# Task to complete
Count the lines below that contain the word "styles", and reply with that number alone.

# Dataset excerpt

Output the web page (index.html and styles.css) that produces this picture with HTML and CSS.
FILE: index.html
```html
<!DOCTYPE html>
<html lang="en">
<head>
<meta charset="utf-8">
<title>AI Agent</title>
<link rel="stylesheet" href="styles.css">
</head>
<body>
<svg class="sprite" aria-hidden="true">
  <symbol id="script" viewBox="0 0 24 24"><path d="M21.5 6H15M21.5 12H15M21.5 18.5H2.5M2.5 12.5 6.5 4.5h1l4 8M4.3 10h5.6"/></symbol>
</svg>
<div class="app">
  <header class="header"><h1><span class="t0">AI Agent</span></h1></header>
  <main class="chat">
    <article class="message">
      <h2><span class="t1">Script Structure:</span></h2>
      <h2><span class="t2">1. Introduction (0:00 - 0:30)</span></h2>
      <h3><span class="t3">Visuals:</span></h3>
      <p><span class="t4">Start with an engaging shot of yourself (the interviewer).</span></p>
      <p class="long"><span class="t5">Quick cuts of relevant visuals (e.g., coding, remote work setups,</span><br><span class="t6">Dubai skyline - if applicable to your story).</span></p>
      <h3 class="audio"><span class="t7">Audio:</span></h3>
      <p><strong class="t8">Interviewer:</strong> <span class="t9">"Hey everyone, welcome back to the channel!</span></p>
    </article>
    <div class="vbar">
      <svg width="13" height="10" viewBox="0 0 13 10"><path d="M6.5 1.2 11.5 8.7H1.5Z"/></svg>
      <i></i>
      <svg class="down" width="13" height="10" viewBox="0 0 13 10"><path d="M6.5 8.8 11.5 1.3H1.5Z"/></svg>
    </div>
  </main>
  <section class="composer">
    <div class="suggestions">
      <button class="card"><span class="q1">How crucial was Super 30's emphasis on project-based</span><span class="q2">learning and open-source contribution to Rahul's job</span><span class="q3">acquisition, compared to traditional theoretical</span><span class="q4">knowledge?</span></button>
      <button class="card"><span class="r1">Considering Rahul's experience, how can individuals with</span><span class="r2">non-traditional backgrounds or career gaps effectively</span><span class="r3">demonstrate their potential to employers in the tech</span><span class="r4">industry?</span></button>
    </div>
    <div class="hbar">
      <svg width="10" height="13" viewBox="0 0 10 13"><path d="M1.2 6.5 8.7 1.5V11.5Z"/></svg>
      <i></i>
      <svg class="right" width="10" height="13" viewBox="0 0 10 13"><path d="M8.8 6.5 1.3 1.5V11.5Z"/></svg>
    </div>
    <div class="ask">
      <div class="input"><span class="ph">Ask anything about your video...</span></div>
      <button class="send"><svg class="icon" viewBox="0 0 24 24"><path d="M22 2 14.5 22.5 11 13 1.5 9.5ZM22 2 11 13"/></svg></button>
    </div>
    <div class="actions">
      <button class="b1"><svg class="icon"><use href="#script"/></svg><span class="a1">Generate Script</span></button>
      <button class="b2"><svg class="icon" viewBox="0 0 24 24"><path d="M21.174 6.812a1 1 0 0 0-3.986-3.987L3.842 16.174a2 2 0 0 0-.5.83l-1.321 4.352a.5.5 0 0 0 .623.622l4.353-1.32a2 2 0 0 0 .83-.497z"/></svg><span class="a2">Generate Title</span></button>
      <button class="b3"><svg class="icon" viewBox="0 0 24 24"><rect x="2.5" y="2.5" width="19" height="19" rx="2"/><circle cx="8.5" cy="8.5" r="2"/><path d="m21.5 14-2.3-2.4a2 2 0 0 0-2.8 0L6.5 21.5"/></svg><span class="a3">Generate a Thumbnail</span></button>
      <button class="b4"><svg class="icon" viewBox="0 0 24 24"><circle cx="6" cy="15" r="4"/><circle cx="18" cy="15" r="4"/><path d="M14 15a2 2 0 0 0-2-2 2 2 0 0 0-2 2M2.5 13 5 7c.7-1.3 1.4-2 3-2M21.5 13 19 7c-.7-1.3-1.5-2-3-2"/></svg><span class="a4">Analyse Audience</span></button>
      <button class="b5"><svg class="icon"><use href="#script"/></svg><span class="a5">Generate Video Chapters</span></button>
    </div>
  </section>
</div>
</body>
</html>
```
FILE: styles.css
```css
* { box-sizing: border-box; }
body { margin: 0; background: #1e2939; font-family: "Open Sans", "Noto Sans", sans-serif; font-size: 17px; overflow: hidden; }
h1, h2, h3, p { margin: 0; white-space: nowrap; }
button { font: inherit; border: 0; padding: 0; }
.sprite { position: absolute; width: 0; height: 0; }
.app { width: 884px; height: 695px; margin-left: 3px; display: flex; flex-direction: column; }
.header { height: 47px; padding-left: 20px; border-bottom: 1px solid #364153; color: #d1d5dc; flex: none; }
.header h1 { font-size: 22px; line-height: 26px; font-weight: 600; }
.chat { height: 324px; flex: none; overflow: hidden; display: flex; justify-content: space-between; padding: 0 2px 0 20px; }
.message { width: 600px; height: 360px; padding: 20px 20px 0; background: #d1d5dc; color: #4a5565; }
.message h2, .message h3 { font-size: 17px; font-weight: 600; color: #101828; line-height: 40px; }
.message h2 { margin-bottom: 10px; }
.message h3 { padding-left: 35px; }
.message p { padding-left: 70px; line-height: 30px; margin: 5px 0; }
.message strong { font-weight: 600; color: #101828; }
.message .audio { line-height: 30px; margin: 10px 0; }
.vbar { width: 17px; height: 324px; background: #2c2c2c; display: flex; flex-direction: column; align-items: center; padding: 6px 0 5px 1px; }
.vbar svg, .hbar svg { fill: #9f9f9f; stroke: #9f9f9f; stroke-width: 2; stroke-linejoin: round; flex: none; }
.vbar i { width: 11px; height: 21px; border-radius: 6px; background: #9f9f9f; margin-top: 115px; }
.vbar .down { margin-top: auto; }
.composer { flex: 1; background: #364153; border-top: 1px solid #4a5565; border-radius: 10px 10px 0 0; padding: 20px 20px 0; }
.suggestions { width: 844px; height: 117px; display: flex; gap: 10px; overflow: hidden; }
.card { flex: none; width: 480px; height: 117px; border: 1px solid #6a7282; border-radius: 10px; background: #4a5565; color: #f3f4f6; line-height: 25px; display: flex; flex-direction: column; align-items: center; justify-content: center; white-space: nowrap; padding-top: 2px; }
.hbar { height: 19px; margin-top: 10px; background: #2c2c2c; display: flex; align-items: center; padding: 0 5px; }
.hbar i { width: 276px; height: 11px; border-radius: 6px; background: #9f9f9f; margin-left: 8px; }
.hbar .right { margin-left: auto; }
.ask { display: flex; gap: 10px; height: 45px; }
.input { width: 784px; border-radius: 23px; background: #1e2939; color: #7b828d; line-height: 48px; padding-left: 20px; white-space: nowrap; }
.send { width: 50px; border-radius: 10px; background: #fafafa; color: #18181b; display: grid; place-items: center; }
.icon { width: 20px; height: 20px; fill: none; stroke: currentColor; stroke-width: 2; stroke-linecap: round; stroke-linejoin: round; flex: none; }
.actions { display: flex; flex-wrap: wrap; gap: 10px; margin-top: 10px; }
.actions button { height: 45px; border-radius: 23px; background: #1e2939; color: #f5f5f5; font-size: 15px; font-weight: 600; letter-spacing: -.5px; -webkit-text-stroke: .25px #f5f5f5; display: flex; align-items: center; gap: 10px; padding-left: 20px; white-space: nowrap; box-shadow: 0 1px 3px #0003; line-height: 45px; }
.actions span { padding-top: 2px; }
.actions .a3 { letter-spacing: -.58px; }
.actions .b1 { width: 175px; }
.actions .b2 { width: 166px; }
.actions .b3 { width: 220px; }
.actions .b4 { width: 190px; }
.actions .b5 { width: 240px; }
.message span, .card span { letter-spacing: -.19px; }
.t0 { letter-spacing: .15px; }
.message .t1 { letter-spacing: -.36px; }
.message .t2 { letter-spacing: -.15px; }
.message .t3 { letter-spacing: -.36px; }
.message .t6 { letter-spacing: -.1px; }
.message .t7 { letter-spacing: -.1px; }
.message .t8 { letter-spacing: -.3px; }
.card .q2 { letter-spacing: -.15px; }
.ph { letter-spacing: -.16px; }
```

# Complete response
3